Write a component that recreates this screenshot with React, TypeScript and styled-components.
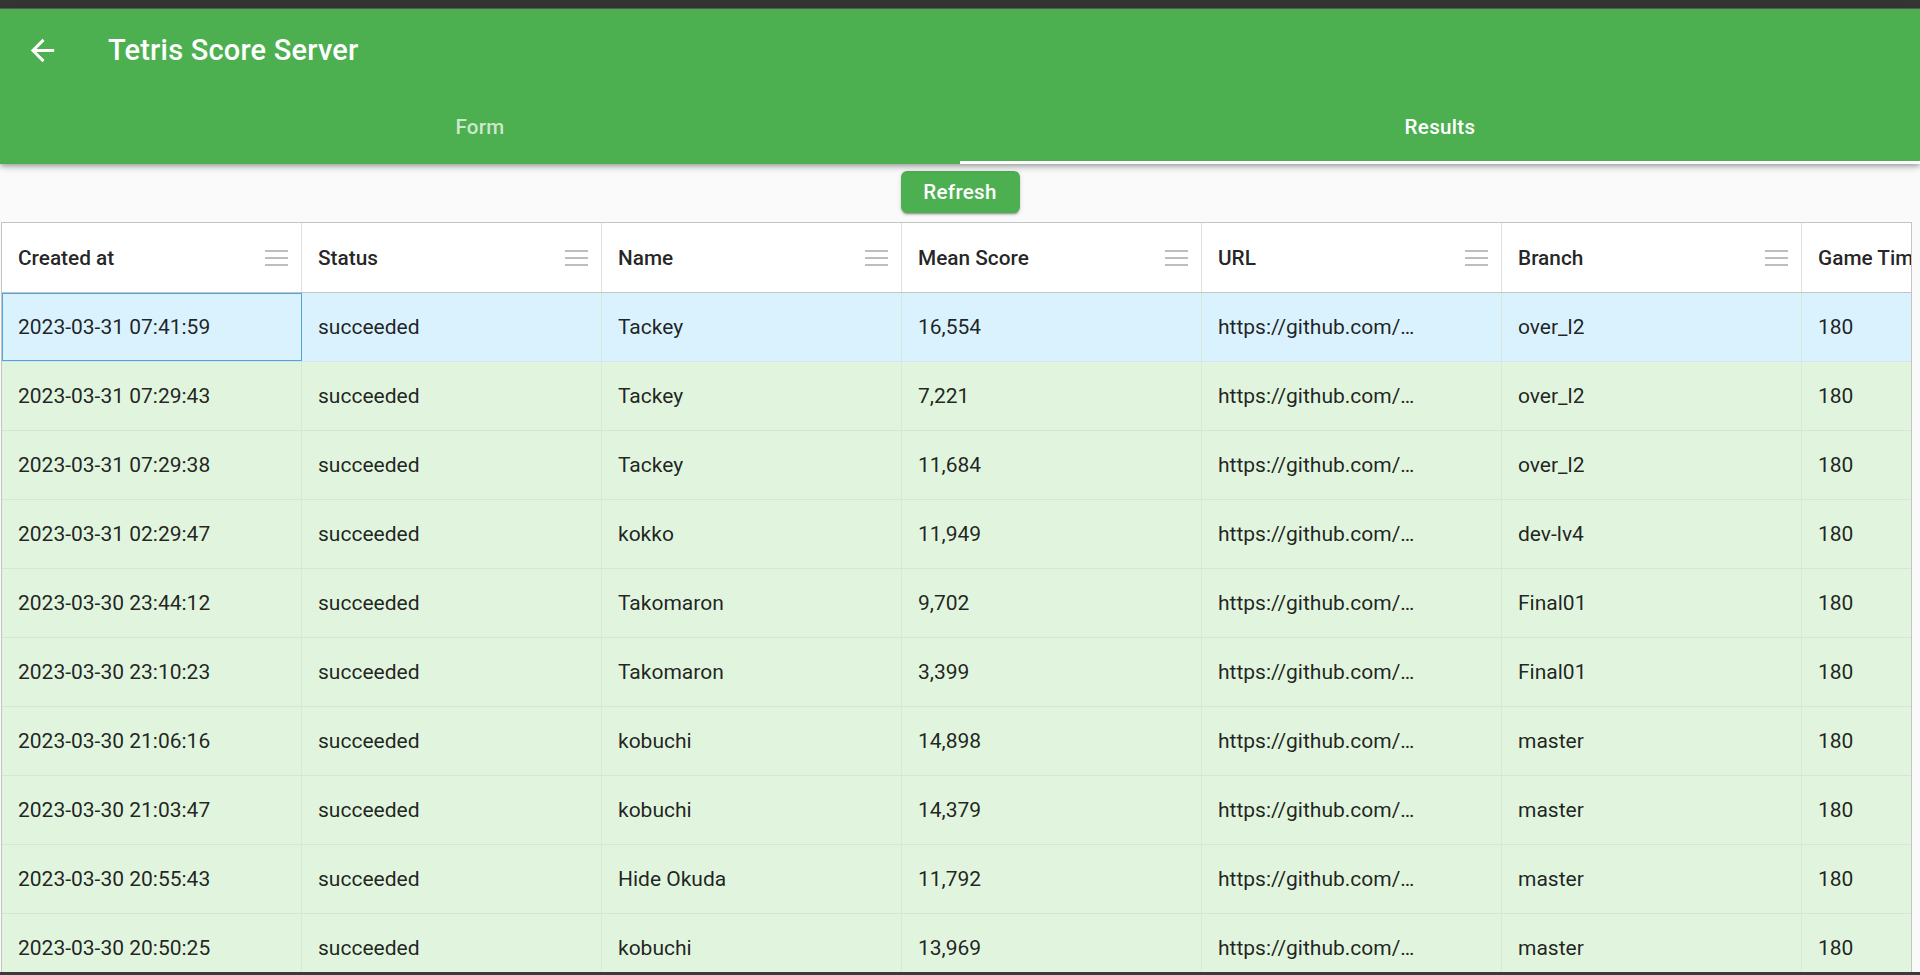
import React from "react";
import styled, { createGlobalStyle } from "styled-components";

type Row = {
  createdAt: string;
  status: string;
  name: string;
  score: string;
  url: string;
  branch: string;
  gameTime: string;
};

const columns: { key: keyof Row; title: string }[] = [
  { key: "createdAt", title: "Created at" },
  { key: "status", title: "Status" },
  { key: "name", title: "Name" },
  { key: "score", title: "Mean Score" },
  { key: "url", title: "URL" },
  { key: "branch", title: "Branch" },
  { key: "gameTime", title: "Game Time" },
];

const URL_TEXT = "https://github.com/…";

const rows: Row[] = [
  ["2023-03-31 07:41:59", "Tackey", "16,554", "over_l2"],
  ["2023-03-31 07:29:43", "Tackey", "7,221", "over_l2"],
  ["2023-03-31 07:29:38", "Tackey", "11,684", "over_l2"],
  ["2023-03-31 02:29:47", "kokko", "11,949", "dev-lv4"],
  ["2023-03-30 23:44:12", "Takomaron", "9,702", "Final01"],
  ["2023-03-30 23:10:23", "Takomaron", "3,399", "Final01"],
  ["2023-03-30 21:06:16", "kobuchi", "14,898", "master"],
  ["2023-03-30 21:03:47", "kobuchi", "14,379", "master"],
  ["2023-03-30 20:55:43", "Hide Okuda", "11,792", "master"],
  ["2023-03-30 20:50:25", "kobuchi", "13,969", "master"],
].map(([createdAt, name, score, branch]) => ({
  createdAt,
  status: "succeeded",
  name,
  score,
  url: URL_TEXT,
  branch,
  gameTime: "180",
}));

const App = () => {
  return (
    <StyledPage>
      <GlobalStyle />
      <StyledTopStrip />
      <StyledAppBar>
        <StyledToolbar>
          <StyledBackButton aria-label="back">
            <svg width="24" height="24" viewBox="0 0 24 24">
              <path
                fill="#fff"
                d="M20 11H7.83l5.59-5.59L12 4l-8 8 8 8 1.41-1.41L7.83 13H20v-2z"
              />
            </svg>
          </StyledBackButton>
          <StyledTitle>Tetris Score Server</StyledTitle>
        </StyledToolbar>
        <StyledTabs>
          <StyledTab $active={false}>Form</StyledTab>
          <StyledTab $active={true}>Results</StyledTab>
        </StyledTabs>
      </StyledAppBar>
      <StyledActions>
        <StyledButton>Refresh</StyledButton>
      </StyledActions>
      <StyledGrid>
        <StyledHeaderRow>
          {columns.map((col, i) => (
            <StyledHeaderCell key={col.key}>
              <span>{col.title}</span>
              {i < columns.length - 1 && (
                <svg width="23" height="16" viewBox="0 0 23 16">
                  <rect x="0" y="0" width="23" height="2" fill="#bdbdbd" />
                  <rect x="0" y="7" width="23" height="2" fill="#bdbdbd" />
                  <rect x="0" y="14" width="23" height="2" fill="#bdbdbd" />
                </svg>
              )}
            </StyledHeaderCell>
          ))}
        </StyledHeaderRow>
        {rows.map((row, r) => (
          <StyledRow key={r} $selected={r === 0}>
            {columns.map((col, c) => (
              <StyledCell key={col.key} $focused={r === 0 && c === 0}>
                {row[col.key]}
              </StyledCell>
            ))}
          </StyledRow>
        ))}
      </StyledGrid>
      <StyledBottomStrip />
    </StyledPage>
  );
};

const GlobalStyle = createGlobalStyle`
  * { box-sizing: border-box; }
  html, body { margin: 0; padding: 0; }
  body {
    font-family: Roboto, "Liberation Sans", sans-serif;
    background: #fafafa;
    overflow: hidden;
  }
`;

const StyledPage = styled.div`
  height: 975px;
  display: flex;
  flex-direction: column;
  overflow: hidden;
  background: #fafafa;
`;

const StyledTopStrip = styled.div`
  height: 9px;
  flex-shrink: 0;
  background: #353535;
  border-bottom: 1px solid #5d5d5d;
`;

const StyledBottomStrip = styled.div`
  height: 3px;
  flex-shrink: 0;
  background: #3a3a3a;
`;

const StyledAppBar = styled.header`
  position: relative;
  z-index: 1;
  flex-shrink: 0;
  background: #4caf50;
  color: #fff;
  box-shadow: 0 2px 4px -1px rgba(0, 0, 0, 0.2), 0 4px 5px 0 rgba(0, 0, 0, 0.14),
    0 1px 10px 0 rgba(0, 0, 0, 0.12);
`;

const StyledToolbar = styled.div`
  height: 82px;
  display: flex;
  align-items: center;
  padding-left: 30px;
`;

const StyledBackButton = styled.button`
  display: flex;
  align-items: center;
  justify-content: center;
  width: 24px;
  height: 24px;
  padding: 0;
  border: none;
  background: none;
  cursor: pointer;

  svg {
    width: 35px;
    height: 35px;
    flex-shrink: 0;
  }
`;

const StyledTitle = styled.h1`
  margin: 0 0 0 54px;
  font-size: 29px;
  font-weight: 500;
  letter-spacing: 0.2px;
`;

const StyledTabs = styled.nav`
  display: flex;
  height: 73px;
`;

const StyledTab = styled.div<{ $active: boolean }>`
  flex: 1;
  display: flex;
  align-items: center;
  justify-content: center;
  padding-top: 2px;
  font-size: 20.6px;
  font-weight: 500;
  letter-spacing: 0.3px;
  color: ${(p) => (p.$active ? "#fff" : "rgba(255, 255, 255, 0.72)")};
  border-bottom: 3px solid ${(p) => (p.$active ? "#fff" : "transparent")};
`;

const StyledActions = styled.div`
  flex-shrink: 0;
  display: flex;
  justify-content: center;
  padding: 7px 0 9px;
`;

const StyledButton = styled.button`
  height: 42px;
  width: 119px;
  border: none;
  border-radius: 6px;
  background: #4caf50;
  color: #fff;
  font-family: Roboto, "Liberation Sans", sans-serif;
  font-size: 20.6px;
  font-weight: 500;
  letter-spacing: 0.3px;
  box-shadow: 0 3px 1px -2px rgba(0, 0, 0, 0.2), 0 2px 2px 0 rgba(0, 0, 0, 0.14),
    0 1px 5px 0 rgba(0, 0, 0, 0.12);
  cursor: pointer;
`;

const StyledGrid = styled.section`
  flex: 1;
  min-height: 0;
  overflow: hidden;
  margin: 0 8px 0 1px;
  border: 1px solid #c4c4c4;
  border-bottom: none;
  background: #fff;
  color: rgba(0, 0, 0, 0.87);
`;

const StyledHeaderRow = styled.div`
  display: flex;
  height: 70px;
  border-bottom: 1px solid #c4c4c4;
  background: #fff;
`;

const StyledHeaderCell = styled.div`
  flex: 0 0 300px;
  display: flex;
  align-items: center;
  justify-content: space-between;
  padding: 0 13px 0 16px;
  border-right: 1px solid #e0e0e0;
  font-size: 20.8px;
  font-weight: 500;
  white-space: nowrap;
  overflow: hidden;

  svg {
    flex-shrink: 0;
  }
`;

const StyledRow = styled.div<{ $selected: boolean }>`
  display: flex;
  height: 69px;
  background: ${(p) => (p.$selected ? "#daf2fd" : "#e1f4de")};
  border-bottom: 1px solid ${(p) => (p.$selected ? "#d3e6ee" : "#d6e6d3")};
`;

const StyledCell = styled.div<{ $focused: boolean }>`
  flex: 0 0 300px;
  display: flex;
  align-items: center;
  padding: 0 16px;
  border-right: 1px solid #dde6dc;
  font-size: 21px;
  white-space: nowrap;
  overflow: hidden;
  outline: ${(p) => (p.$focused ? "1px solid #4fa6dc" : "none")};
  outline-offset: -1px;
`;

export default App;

_ _ _

_Problem_. Reproduce all of the material exactly, apart from the pictures.

_Answer_.
Write a component that recreates this screenshot with React, TypeScript and styled-components.
import React from "react";
import styled, { createGlobalStyle } from "styled-components";

type Row = {
  createdAt: string;
  status: string;
  name: string;
  score: string;
  url: string;
  branch: string;
  gameTime: string;
};

const columns: { key: keyof Row; title: string }[] = [
  { key: "createdAt", title: "Created at" },
  { key: "status", title: "Status" },
  { key: "name", title: "Name" },
  { key: "score", title: "Mean Score" },
  { key: "url", title: "URL" },
  { key: "branch", title: "Branch" },
  { key: "gameTime", title: "Game Time" },
];

const URL_TEXT = "https://github.com/…";

const rows: Row[] = [
  ["2023-03-31 07:41:59", "Tackey", "16,554", "over_l2"],
  ["2023-03-31 07:29:43", "Tackey", "7,221", "over_l2"],
  ["2023-03-31 07:29:38", "Tackey", "11,684", "over_l2"],
  ["2023-03-31 02:29:47", "kokko", "11,949", "dev-lv4"],
  ["2023-03-30 23:44:12", "Takomaron", "9,702", "Final01"],
  ["2023-03-30 23:10:23", "Takomaron", "3,399", "Final01"],
  ["2023-03-30 21:06:16", "kobuchi", "14,898", "master"],
  ["2023-03-30 21:03:47", "kobuchi", "14,379", "master"],
  ["2023-03-30 20:55:43", "Hide Okuda", "11,792", "master"],
  ["2023-03-30 20:50:25", "kobuchi", "13,969", "master"],
].map(([createdAt, name, score, branch]) => ({
  createdAt,
  status: "succeeded",
  name,
  score,
  url: URL_TEXT,
  branch,
  gameTime: "180",
}));

const App = () => {
  return (
    <StyledPage>
      <GlobalStyle />
      <StyledTopStrip />
      <StyledAppBar>
        <StyledToolbar>
          <StyledBackButton aria-label="back">
            <svg width="24" height="24" viewBox="0 0 24 24">
              <path
                fill="#fff"
                d="M20 11H7.83l5.59-5.59L12 4l-8 8 8 8 1.41-1.41L7.83 13H20v-2z"
              />
            </svg>
          </StyledBackButton>
          <StyledTitle>Tetris Score Server</StyledTitle>
        </StyledToolbar>
        <StyledTabs>
          <StyledTab $active={false}>Form</StyledTab>
          <StyledTab $active={true}>Results</StyledTab>
        </StyledTabs>
      </StyledAppBar>
      <StyledActions>
        <StyledButton>Refresh</StyledButton>
      </StyledActions>
      <StyledGrid>
        <StyledHeaderRow>
          {columns.map((col, i) => (
            <StyledHeaderCell key={col.key}>
              <span>{col.title}</span>
              {i < columns.length - 1 && (
                <svg width="23" height="16" viewBox="0 0 23 16">
                  <rect x="0" y="0" width="23" height="2" fill="#bdbdbd" />
                  <rect x="0" y="7" width="23" height="2" fill="#bdbdbd" />
                  <rect x="0" y="14" width="23" height="2" fill="#bdbdbd" />
                </svg>
              )}
            </StyledHeaderCell>
          ))}
        </StyledHeaderRow>
        {rows.map((row, r) => (
          <StyledRow key={r} $selected={r === 0}>
            {columns.map((col, c) => (
              <StyledCell key={col.key} $focused={r === 0 && c === 0}>
                {row[col.key]}
              </StyledCell>
            ))}
          </StyledRow>
        ))}
      </StyledGrid>
      <StyledBottomStrip />
    </StyledPage>
  );
};

const GlobalStyle = createGlobalStyle`
  * { box-sizing: border-box; }
  html, body { margin: 0; padding: 0; }
  body {
    font-family: Roboto, "Liberation Sans", sans-serif;
    background: #fafafa;
    overflow: hidden;
  }
`;

const StyledPage = styled.div`
  height: 975px;
  display: flex;
  flex-direction: column;
  overflow: hidden;
  background: #fafafa;
`;

const StyledTopStrip = styled.div`
  height: 9px;
  flex-shrink: 0;
  background: #353535;
  border-bottom: 1px solid #5d5d5d;
`;

const StyledBottomStrip = styled.div`
  height: 3px;
  flex-shrink: 0;
  background: #3a3a3a;
`;

const StyledAppBar = styled.header`
  position: relative;
  z-index: 1;
  flex-shrink: 0;
  background: #4caf50;
  color: #fff;
  box-shadow: 0 2px 4px -1px rgba(0, 0, 0, 0.2), 0 4px 5px 0 rgba(0, 0, 0, 0.14),
    0 1px 10px 0 rgba(0, 0, 0, 0.12);
`;

const StyledToolbar = styled.div`
  height: 82px;
  display: flex;
  align-items: center;
  padding-left: 30px;
`;

const StyledBackButton = styled.button`
  display: flex;
  align-items: center;
  justify-content: center;
  width: 24px;
  height: 24px;
  padding: 0;
  border: none;
  background: none;
  cursor: pointer;

  svg {
    width: 35px;
    height: 35px;
    flex-shrink: 0;
  }
`;

const StyledTitle = styled.h1`
  margin: 0 0 0 54px;
  font-size: 29px;
  font-weight: 500;
  letter-spacing: 0.2px;
`;

const StyledTabs = styled.nav`
  display: flex;
  height: 73px;
`;

const StyledTab = styled.div<{ $active: boolean }>`
  flex: 1;
  display: flex;
  align-items: center;
  justify-content: center;
  padding-top: 2px;
  font-size: 20.6px;
  font-weight: 500;
  letter-spacing: 0.3px;
  color: ${(p) => (p.$active ? "#fff" : "rgba(255, 255, 255, 0.72)")};
  border-bottom: 3px solid ${(p) => (p.$active ? "#fff" : "transparent")};
`;

const StyledActions = styled.div`
  flex-shrink: 0;
  display: flex;
  justify-content: center;
  padding: 7px 0 9px;
`;

const StyledButton = styled.button`
  height: 42px;
  width: 119px;
  border: none;
  border-radius: 6px;
  background: #4caf50;
  color: #fff;
  font-family: Roboto, "Liberation Sans", sans-serif;
  font-size: 20.6px;
  font-weight: 500;
  letter-spacing: 0.3px;
  box-shadow: 0 3px 1px -2px rgba(0, 0, 0, 0.2), 0 2px 2px 0 rgba(0, 0, 0, 0.14),
    0 1px 5px 0 rgba(0, 0, 0, 0.12);
  cursor: pointer;
`;

const StyledGrid = styled.section`
  flex: 1;
  min-height: 0;
  overflow: hidden;
  margin: 0 8px 0 1px;
  border: 1px solid #c4c4c4;
  border-bottom: none;
  background: #fff;
  color: rgba(0, 0, 0, 0.87);
`;

const StyledHeaderRow = styled.div`
  display: flex;
  height: 70px;
  border-bottom: 1px solid #c4c4c4;
  background: #fff;
`;

const StyledHeaderCell = styled.div`
  flex: 0 0 300px;
  display: flex;
  align-items: center;
  justify-content: space-between;
  padding: 0 13px 0 16px;
  border-right: 1px solid #e0e0e0;
  font-size: 20.8px;
  font-weight: 500;
  white-space: nowrap;
  overflow: hidden;

  svg {
    flex-shrink: 0;
  }
`;

const StyledRow = styled.div<{ $selected: boolean }>`
  display: flex;
  height: 69px;
  background: ${(p) => (p.$selected ? "#daf2fd" : "#e1f4de")};
  border-bottom: 1px solid ${(p) => (p.$selected ? "#d3e6ee" : "#d6e6d3")};
`;

const StyledCell = styled.div<{ $focused: boolean }>`
  flex: 0 0 300px;
  display: flex;
  align-items: center;
  padding: 0 16px;
  border-right: 1px solid #dde6dc;
  font-size: 21px;
  white-space: nowrap;
  overflow: hidden;
  outline: ${(p) => (p.$focused ? "1px solid #4fa6dc" : "none")};
  outline-offset: -1px;
`;

export default App;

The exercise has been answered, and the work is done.